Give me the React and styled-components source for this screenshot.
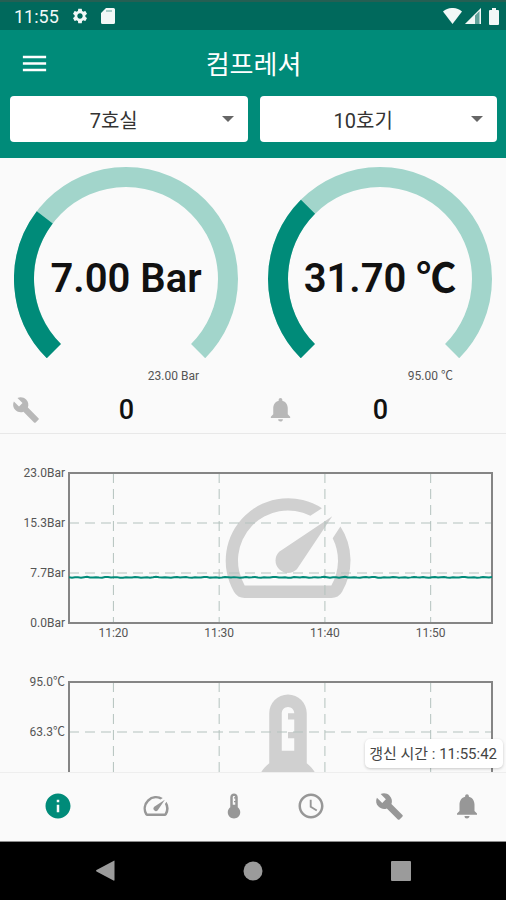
import React, {useState} from 'react';
import styled, {createGlobalStyle} from 'styled-components';
import {
    MdSettings,
    MdMenu,
    MdBuild,
    MdNotifications,
    MdInfo,
    MdSpeed,
    MdDeviceThermostat,
    MdAccessTime
} from 'react-icons/md';

const TEAL = '#008b79';

const GlobalStyle = createGlobalStyle`
    * {
        box-sizing: border-box;
    }
    body {
        margin: 0;
        background: #fafafa;
        color: #111111;
        font-family: Roboto, "Noto Sans CJK KR", sans-serif;
    }
    button {
        padding: 0;
        border: none;
        background: transparent;
        cursor: pointer;
    }
    svg {
        display: block;
    }
`;

const Screen = styled.div`
    display: flex;
    flex-direction: column;
    height: 100vh;
`;

const StatusBar = styled.div`
    display: flex;
    align-items: center;
    gap: 12px;
    height: 30px;
    padding: 0 6px 0 14px;
    border-top: 2px solid #255f53;
    background: #00695c;
    color: #f2f8f7;
    font-size: 18px;
`;

const StatusRight = styled.div`
    display: flex;
    align-items: center;
    gap: 3px;
    margin-left: auto;
`;

const Header = styled.header`
    padding: 0 9px 16px 10px;
    background: ${TEAL};
    color: #ffffff;
`;

const TitleRow = styled.div`
    display: grid;
    grid-template-columns: 48px 1fr 48px;
    align-items: center;
    height: 66px;
`;

const MenuButton = styled.button`
    display: flex;
    justify-content: center;
    color: #ffffff;
`;

const Title = styled.h1`
    margin: 0;
    padding-top: 4px;
    font-size: 26px;
    font-weight: 400;
    line-height: 36px;
    text-align: center;
`;

const SelectRow = styled.div`
    display: grid;
    grid-template-columns: 1fr 1fr;
    gap: 12px;
`;

const SelectBox = styled.label`
    display: grid;
    align-items: center;
    > * {
        grid-area: 1 / 1;
    }
    svg {
        justify-self: end;
        margin-right: 14px;
        pointer-events: none;
    }
`;

const Select = styled.select`
    appearance: none;
    width: 100%;
    height: 46px;
    padding: 4px 30px 0 0;
    border: none;
    border-radius: 4px;
    background: #ffffff;
    color: #333333;
    font-family: inherit;
    font-size: 20px;
    text-align: center;
    text-align-last: center;
`;

const Main = styled.div`
    position: relative;
    flex: 1;
    min-height: 0;
`;

const Scroll = styled.main`
    height: 100%;
    overflow-y: auto;
    scrollbar-width: none;
`;

const Gauges = styled.section`
    display: grid;
    grid-template-columns: 1fr 1fr;
    gap: 2px;
    padding-top: 9px;
    border-bottom: 1px solid #e8e8e8;
`;

const Dial = styled.div`
    display: grid;
    justify-items: center;
    align-items: start;
    > * {
        grid-area: 1 / 1;
    }
`;

const DialValue = styled.div`
    padding-top: 88px;
    font-size: 40px;
    font-weight: 600;
    line-height: 48px;
    white-space: nowrap;
`;

const DialMax = styled.div`
    padding: 8px 53px 0 0;
    color: #555555;
    font-size: 12px;
    line-height: 20px;
    text-align: right;
`;

const CountRow = styled.div`
    display: grid;
    grid-template-columns: 32px 1fr 32px;
    align-items: center;
    height: 47px;
    padding: 0 11px 0 12px;
    color: #b8b8b8;
`;

const Count = styled.span`
    color: #111111;
    font-size: 27px;
    font-weight: 500;
    text-align: center;
`;

const ChartRow = styled.section`
    display: grid;
    grid-template-columns: 65px 1fr;
    column-gap: 4px;
    padding-top: 39px;
    & + & {
        padding-top: 38px;
    }
`;

const YAxis = styled.div`
    display: flex;
    flex-direction: column;
    justify-content: space-between;
    height: 164px;
    margin: -7px 0;
    color: #555555;
    font-size: 12px;
    line-height: 14px;
    text-align: right;
`;

const Plot = styled.div`
    display: grid;
    justify-items: center;
    > * {
        grid-area: 1 / 1;
    }
    > svg {
        color: #d0d0d0;
    }
`;

const PlotArea = styled.div`
    width: 100%;
    padding-right: 14px;
    > svg {
        width: 100%;
        height: 171px;
        overflow: visible;
    }
    text {
        fill: #555555;
        font-size: 12px;
        text-anchor: middle;
    }
`;

const Updated = styled.div`
    position: absolute;
    right: 3px;
    bottom: 4px;
    padding: 2px 6px 0 4px;
    border-radius: 5px;
    background: #ffffff;
    box-shadow: 0 1px 3px rgba(0, 0, 0, 0.2);
    color: #444444;
    font-size: 15px;
    line-height: 27px;
`;

const Tabs = styled.nav`
    display: grid;
    grid-template-columns: 3fr repeat(5, 2fr);
    height: 70px;
    padding-bottom: 2px;
    border-top: 1px solid #eeeeee;
    border-bottom: 1px solid #8c8c8c;
    background: #fafafa;
`;

const Tab = styled.button`
    display: flex;
    align-items: center;
    justify-content: center;
    color: ${props => (props.$active ? TEAL : '#979797')};
`;

const SystemBar = styled.div`
    display: flex;
    align-items: center;
    justify-content: space-between;
    height: 58px;
    padding: 0 94px;
    background: #000000;
`;

// 270 degree arc, open at the bottom
const RADIUS = 102;
const CENTER = 112;

function point(deg) {
    const rad = (deg * Math.PI) / 180;
    return `${CENTER + RADIUS * Math.cos(rad)} ${CENTER + RADIUS * Math.sin(rad)}`;
}

function arc(from, sweep) {
    return `M${point(from)} A${RADIUS} ${RADIUS} 0 ${sweep > 180 ? 1 : 0} 1 ${point(from + sweep)}`;
}

function Gauge({value, max, unit, icon, count}) {
    return (
        <div>
            <Dial>
                <svg width="224" height="191" viewBox="0 0 224 191" fill="none" strokeWidth="20">
                    <path d={arc(135, 270)} stroke="#a2d5cb"/>
                    <path d={arc(135, (270 * value) / max)} stroke={TEAL}/>
                </svg>
                <DialValue>{value.toFixed(2)} {unit}</DialValue>
            </Dial>
            <DialMax>{max.toFixed(2)} {unit}</DialMax>
            <CountRow>
                {icon}
                <Count>{count}</Count>
            </CountRow>
        </div>
    );
}

const times = ['11:20', '11:30', '11:40', '11:50'];

function Chart({icon, labels, value, max}) {
    const samples = Array.from({length: 142}, (_, i) => {
        const noise = Math.sin(i * 1.9) * 0.3 + Math.sin(i * 0.8) * 0.2;
        return `${i * 3},${150 - (150 * value) / max + noise}`;
    });
    return (
        <ChartRow>
            <YAxis>
                {labels.map(label => <span key={label}>{label}</span>)}
            </YAxis>
            <Plot>
                {icon}
                <PlotArea>
                    <svg>
                        <g stroke="#b4c2be" strokeDasharray="10 6">
                            <line x1="0" x2="100%" y1="50" y2="50"/>
                            <line x1="0" x2="100%" y1="100" y2="100"/>
                            {times.map((time, i) => {
                                const x = `${10.5 + i * 25}%`;
                                return <line key={time} x1={x} x2={x} y1="0" y2="150"/>;
                            })}
                        </g>
                        <rect width="100%" height="150" fill="none" stroke="#858585" strokeWidth="2"/>
                        <svg width="100%" height="150" viewBox="0 0 423 150" preserveAspectRatio="none">
                            <polyline
                                points={samples.join(' ')}
                                fill="none"
                                stroke={TEAL}
                                strokeWidth="2"
                                vectorEffect="non-scaling-stroke"
                            />
                        </svg>
                        {times.map((time, i) => (
                            <text key={time} x={`${10.5 + i * 25}%`} y="164">{time}</text>
                        ))}
                    </svg>
                </PlotArea>
            </Plot>
        </ChartRow>
    );
}

function Dropdown({label, options}) {
    return (
        <SelectBox>
            <Select aria-label={label}>
                {options.map(option => <option key={option}>{option}</option>)}
            </Select>
            <svg width="12" height="6" viewBox="0 0 12 6">
                <path d="M0 0h12L6 6z" fill="#666666"/>
            </svg>
        </SelectBox>
    );
}

const tabs = [
    {name: '정보', icon: <MdInfo size={30}/>},
    {name: '압력', icon: <MdSpeed size={30}/>},
    {name: '온도', icon: <MdDeviceThermostat size={30}/>},
    {name: '시간', icon: <MdAccessTime size={30}/>},
    {name: '정비', icon: <MdBuild size={29}/>},
    {name: '알림', icon: <MdNotifications size={30}/>}
];

export default function App() {
    const [active, setActive] = useState('정보');
    return (
        <Screen>
            <GlobalStyle/>
            <StatusBar>
                <span>11:55</span>
                <MdSettings size={18}/>
                <svg width="14" height="16" viewBox="0 0 14 16" fill="currentColor">
                    <path d="M5 0h7.5a1.5 1.5 0 0 1 1.5 1.5v13a1.5 1.5 0 0 1-1.5 1.5h-11A1.5 1.5 0 0 1 0 14.500V5z"/>
                    <path d="M5 2h6v2H5z" fill="#00695c" opacity="0.3"/>
                </svg>
                <StatusRight>
                    <svg width="19" height="16" viewBox="0 0 19 16" fill="currentColor">
                        <path d="M0 3.5C5.5-1.2 13.5-1.2 19 3.5L9.5 16z"/>
                    </svg>
                    <svg width="16" height="16" viewBox="0 0 16 16" fill="currentColor">
                        <path d="M16 0v16H0z" opacity="0.4"/>
                        <path d="M10 6v10H0zM16 0v16h-1.500V3L10 7.500V6z"/>
                    </svg>
                    <svg width="16" height="17" viewBox="0 0 16 17" fill="currentColor">
                        <path d="M8 0h4v2h2q1 0 1 1v13q0 1-1 1H6q-1 0-1-1V3q0-1 1-1h2z"/>
                    </svg>
                </StatusRight>
            </StatusBar>
            <Header>
                <TitleRow>
                    <MenuButton aria-label="메뉴"><MdMenu size={31}/></MenuButton>
                    <Title>컴프레셔</Title>
                </TitleRow>
                <SelectRow>
                    <Dropdown label="호실" options={['7호실']}/>
                    <Dropdown label="호기" options={['10호기']}/>
                </SelectRow>
            </Header>
            <Main>
                <Scroll>
                    <Gauges>
                        <Gauge value={7} max={23} unit="Bar" count={0} icon={<MdBuild size={28}/>}/>
                        <Gauge value={31.7} max={95} unit="℃" count={0} icon={<MdNotifications size={29}/>}/>
                    </Gauges>
                    <Chart
                        icon={<MdSpeed size={150}/>}
                        labels={['23.0Bar', '15.3Bar', '7.7Bar', '0.0Bar']}
                        value={7}
                        max={23}
                    />
                    <Chart
                        icon={<MdDeviceThermostat size={150}/>}
                        labels={['95.0℃', '63.3℃', '31.7℃', '0.0℃']}
                        value={31.7}
                        max={95}
                    />
                </Scroll>
                <Updated>갱신 시간 : 11:55:42</Updated>
            </Main>
            <Tabs>
                {tabs.map(({name, icon}) => (
                    <Tab
                        key={name}
                        aria-label={name}
                        $active={name === active}
                        onClick={() => setActive(name)}
                    >
                        {icon}
                    </Tab>
                ))}
            </Tabs>
            <SystemBar>
                <button aria-label="뒤로">
                    <svg width="22" height="22" viewBox="0 0 22 22" fill="#9b9b9b">
                        <path d="M20.5 1v19q0 1-1 .6L2.5 11.5q-1-.8 0-1.5L19.5.9q1-.6 1 .1z"/>
                    </svg>
                </button>
                <button aria-label="홈">
                    <svg width="20" height="20" viewBox="0 0 20 20" fill="#9b9b9b">
                        <circle cx="10" cy="10" r="9.5"/>
                    </svg>
                </button>
                <button aria-label="최근 앱">
                    <svg width="22" height="22" viewBox="0 0 22 22" fill="#9b9b9b">
                        <rect x="1" y="1" width="20" height="20" rx="1"/>
                    </svg>
                </button>
            </SystemBar>
        </Screen>
    );
}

> [EXERCISE BRIEF]
Your task is to restate word for word the lines from the top of the data to the line containing "const TEAL = '#008b79';", both ends included, with every picture left out.

> [CORRECT ANSWER]
Give me the React and styled-components source for this screenshot.
import React, {useState} from 'react';
import styled, {createGlobalStyle} from 'styled-components';
import {
    MdSettings,
    MdMenu,
    MdBuild,
    MdNotifications,
    MdInfo,
    MdSpeed,
    MdDeviceThermostat,
    MdAccessTime
} from 'react-icons/md';

const TEAL = '#008b79';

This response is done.